ZFIN ID: ZDB-PUB-081105-1
Construction and application of a zebrafish array comparative genomic hybridization platform
Freeman, J.L., Ceol, C., Feng, H., Langenau, D.M., Belair, C., Stern, H.M., Song, A., Paw, B.H., Look, A.T., Zhou, Y., Zon, L.I., and Lee, C.
Date: 2009
Source: Genes, chromosomes & cancer   48(2): 155-170 (Journal)

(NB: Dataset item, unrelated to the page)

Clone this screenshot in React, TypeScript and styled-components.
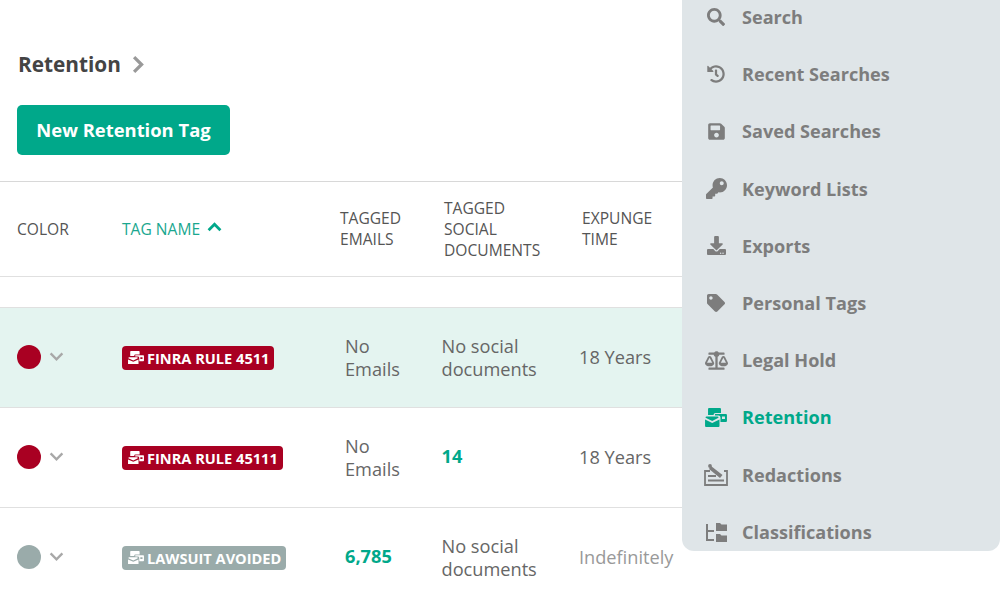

Registered Authors: Belair, Cassandra D., Ceol, Craig, Feng, Hui, Freeman, Jennifer, Langenau, David, Lee, Charles, Look, A. Thomas, Paw, Barry, Song, Anhua, Stern, Howard, Zhou, Yi, Zon, Leonard I.
Keywords: none
MeSH Terms:
  • Animals
  • Animals, Genetically Modified
  • Chromosomes, Artificial, Bacterial
  • Comparative Genomic Hybridization/methods*
  • Disease Models, Animal
  • Genes, Tumor Suppressor*
  • Humans
  • In Situ Hybridization, Fluorescence
  • Melanoma/genetics
  • Oligonucleotide Array Sequence Analysis/methods*
  • Oncogenes*
  • Precursor T-Cell Lymphoblastic Leukemia-Lymphoma/genetics
  • Reproducibility of Results
  • Rhabdomyosarcoma/genetics
  • Zebrafish/genetics*
  • Zebrafish/metabolism
PubMed: 18973135 Full text @ Genes Chromosomes Cancer
The zebrafish is emerging as a prominent model system for studying the genetics of human development and disease. Genetic alterations that underlie each mutant model can exist in the form of single base changes, balanced chromosomal rearrangements, or genetic imbalances. To detect genetic imbalances in an unbiased genome-wide fashion, array comparative genomic hybridization (CGH) can be used. We have developed a 5-Mb resolution array CGH platform specifically for the zebrafish. This platform contains 286 bacterial artificial chromosome (BAC) clones, enriched for orthologous sequences of human oncogenes and tumor suppressor genes. Each BAC clone has been end-sequenced and cytogenetically assigned to a specific location within the zebrafish genome, allowing for ease of integration of array CGH data with the current version of the genome assembly. This platform has been applied to three zebrafish cancer models. Significant genomic imbalances were detected in each model, identifying different regions that may potentially play a role in tumorigenesis. Hence, this platform should be a useful resource for genetic dissection of additional zebrafish developmental and disease models as well as a benchmark for future array CGH platform development.